I’m an Advertising guy. And ad guys are not nit-pickers when it comes to grammatical details like sentence structure and punctuation. We write how normal people talk, not how english teachers write.
So it’s pretty unusual for me to take issue with anything grammar related. But someone has to speak out about all the exclamation points popping up in marketing circles. If I see one more boring marketing cliche punctuated with three of these !!! I’m going to scream.
“All natural! Gluten-free! GMO-free! Vegan!!!”
I have news for you… There’s no correlation between the number of exclamation points and the effectiveness of your copy. Just the opposite, in fact. The more exclamation points, the less believable it is.
Yelling never works, and that’s the effect of all the exclamation points. Like a hyped-up used car salesman, in your face…”Seating for four! Steering wheel! Air bags!” Putting exclamation points on your list of features is not going to make them more compelling.
Give me a break.
(See how I did NOT use an exclamation point right there. I could have said, “give me a break!” But nothing says desperate, amateur writer faster than a bunch of exclamation points at the end of a sentence.)
You’ll love the new John Deere riding mowers!

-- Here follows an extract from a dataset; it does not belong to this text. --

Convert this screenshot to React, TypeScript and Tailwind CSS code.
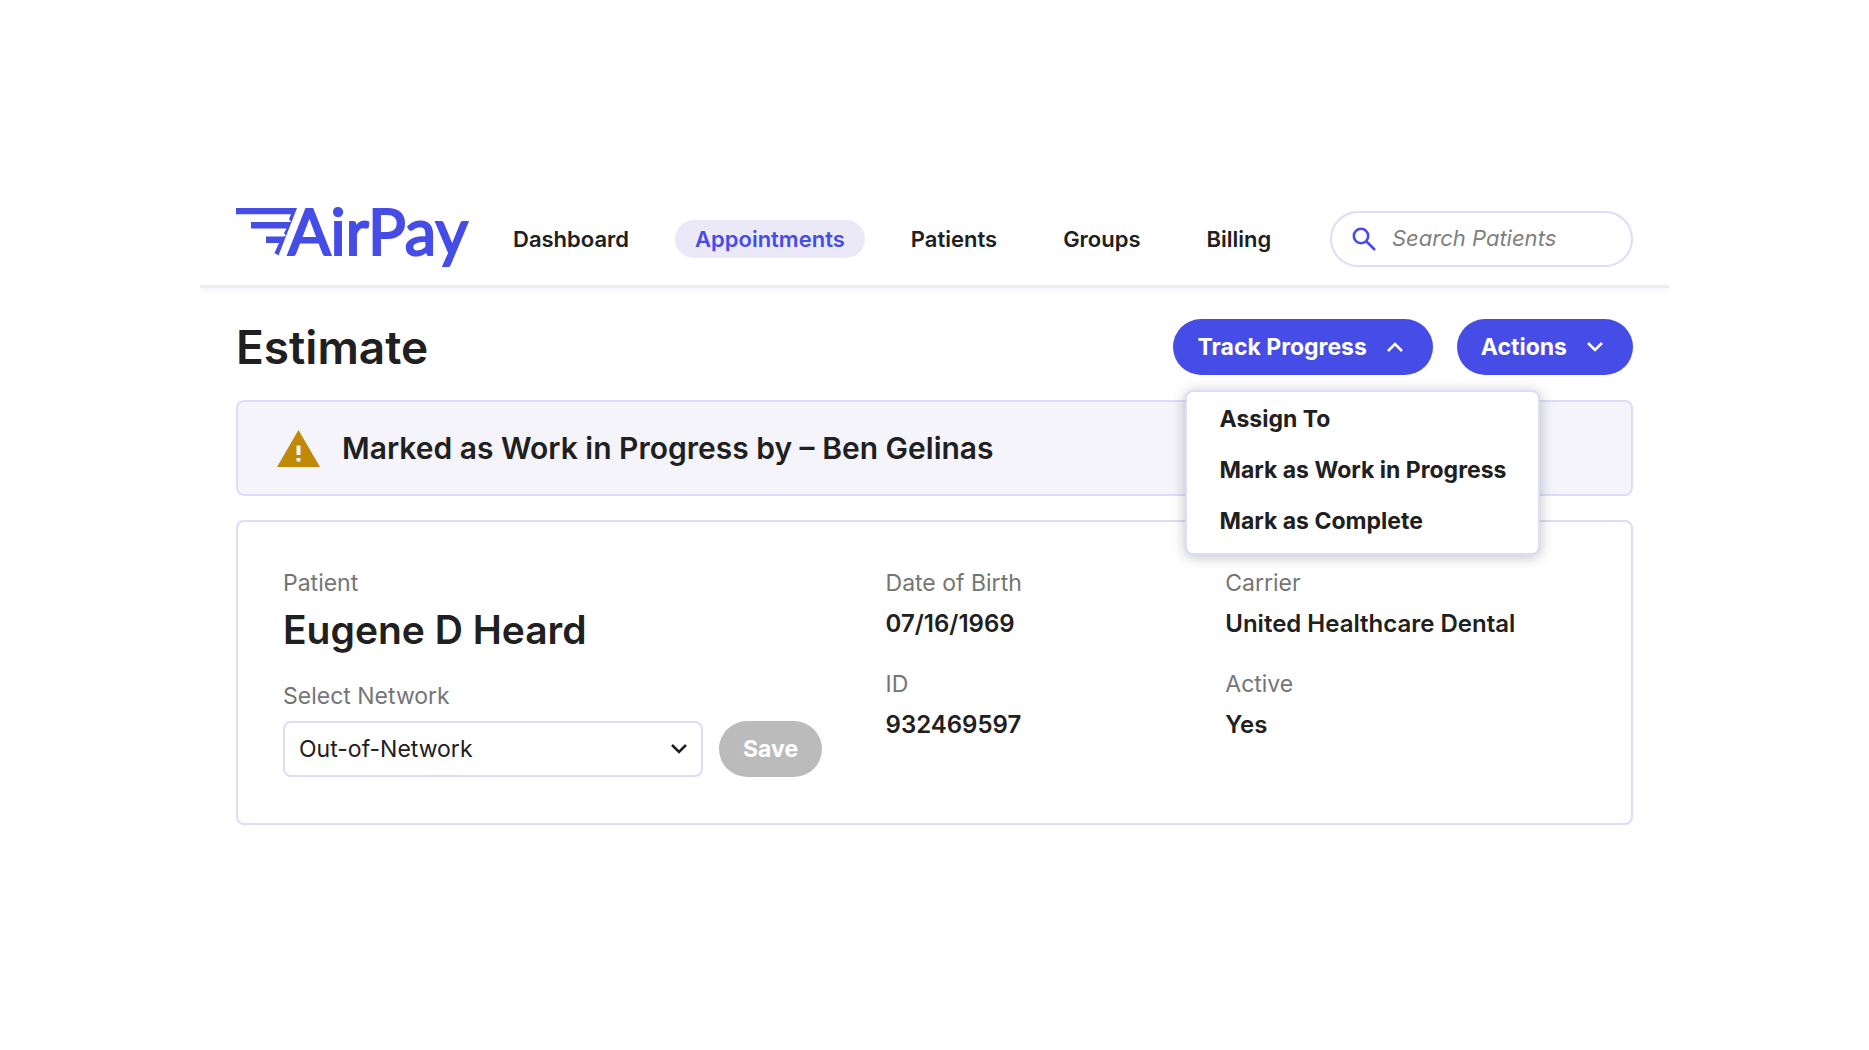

The longest, straightest driver ever!
Better comfort! Better feel! Better performance!
Your whole family will love it!!
Really? Those two punctuation marks transform the sentence from a statement of fact into a boisterous claim. It’s just not a normal tone of voice, and it’s going to affect your credibility.
You can add excitement and immediacy to your marketing copy without adding exclamation points. Just try saying something meaningful. Different. And honest. Start with a value proposition that holds water and resonates with your target audience. Then write some micro-scripts that cement that idea in their minds. Test them on people. Get a second opinion and don’t be afraid to re-write. You have to be patient and persistent if you want copy that really sells.
Finally, try crafting a headline that is relevant and intriguing on its own, without all the grade school punctuation.